“Marine spatial planning is a process to develop a blueprint for area-based management that accounts for multiple management objectives.”
UNESCO defines MSP as a “public process of analyzing and allocating the spatial and temporal distribution of human activities in marine areas to achieve ecological, economic, and social objectives that usually have been specified through a political process. Characteristics of marine spatial planning include ecosystem-based, area-based, integrated, adaptive, strategic and participatory.
“Marine spatial planning is not an end in itself, but a practical way to create and establish a more rational use of marine space and the interactions among its uses, to balance demands for development with the need to protect the environment, and to deliver social and economic outcomes in an open and planned way.”
Coordinating Where Activities Occur in the Ocean
To meet current and future demands on the ocean, it is essential to look comprehensively at an ocean area, consider the many different stakeholders who use it, and find ways to sustain the complex diversity of life that depends on it. Marine spatial planning (MSP) is a coordinated approach to designating where human activities occur in the ocean to minimize conflicts among stakeholders, maximize the benefits that people receive from the ocean, and help maintain healthy marine habitats.
MSP: A Tool for Ecosystem-Based Management
Both the Pew Oceans Commission and the U.S. Commission on Ocean Policy called for ecosystem-based management (EBM) of marine systems. Marine spatial planning is an important tool to achieve EBM because it provides a practical decision-making process for implementing many of EBM’s core elements. MSP creates a blueprint for ocean use and conservation by:
- bringing together diverse ocean users
- creating a comprehensive picture of the ocean
- providing a forum for proactive discussion and informed decision-making
- providing a coordinated way to allocate marine spaces to simultaneously achieve ecological, economic, and social goals
- increasing transparency and accountability by giving all ocean users a seat at the table and common access to tools and information
The Interim Framework for Effective Coastal and Marine Spatial Planning defines coastal and marine spatial planning (CMSP) as
…a comprehensive, adaptive, integrated, ecosystem-based, and transparent spatial planning process, based on sound science, for analyzing current and anticipated uses of ocean, coastal, and Great Lakes areas.
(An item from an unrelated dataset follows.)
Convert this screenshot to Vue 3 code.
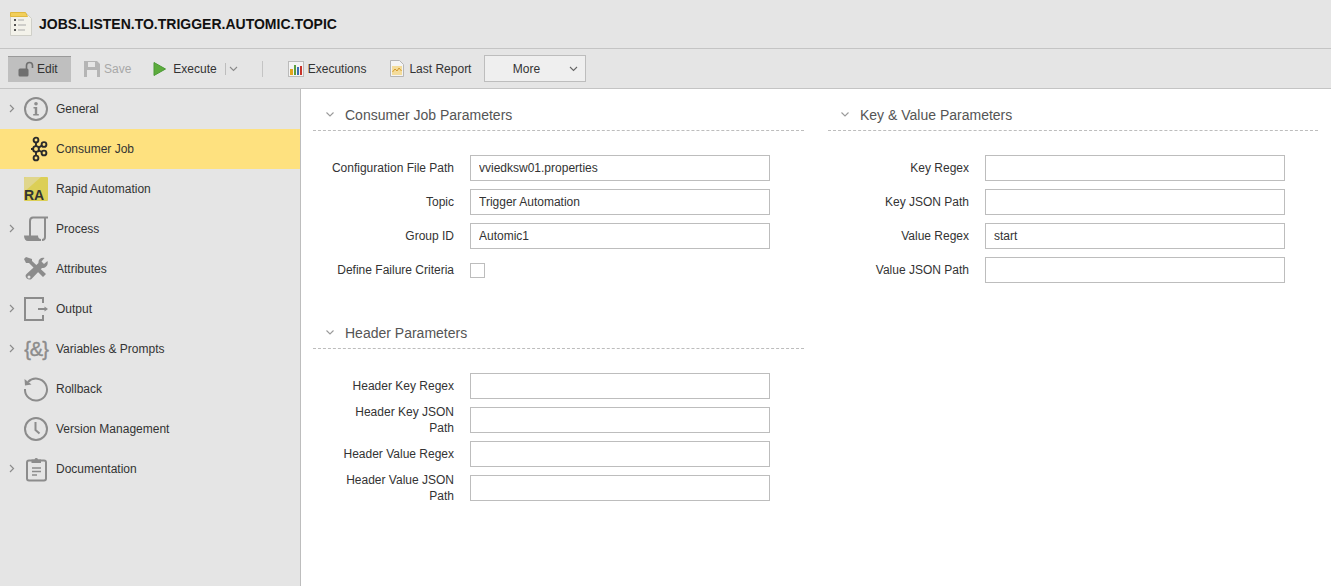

CMSP identifies areas most suitable for various types or classes of activities in order to reduce conflicts among uses, reduce environmental impacts, facilitate compatible uses, and preserve critical ecosystem services to meet economic, environmental, security, and social objectives. In practical terms, CMSP provides a public policy process for society to better determine how the ocean, coasts, and Great Lakes are sustainably used and protected now and for future generations.
Case studies demonstrate the implementation of MSP for multi-objective planning. Interactive decision support systems can be useful in the practice of MSP.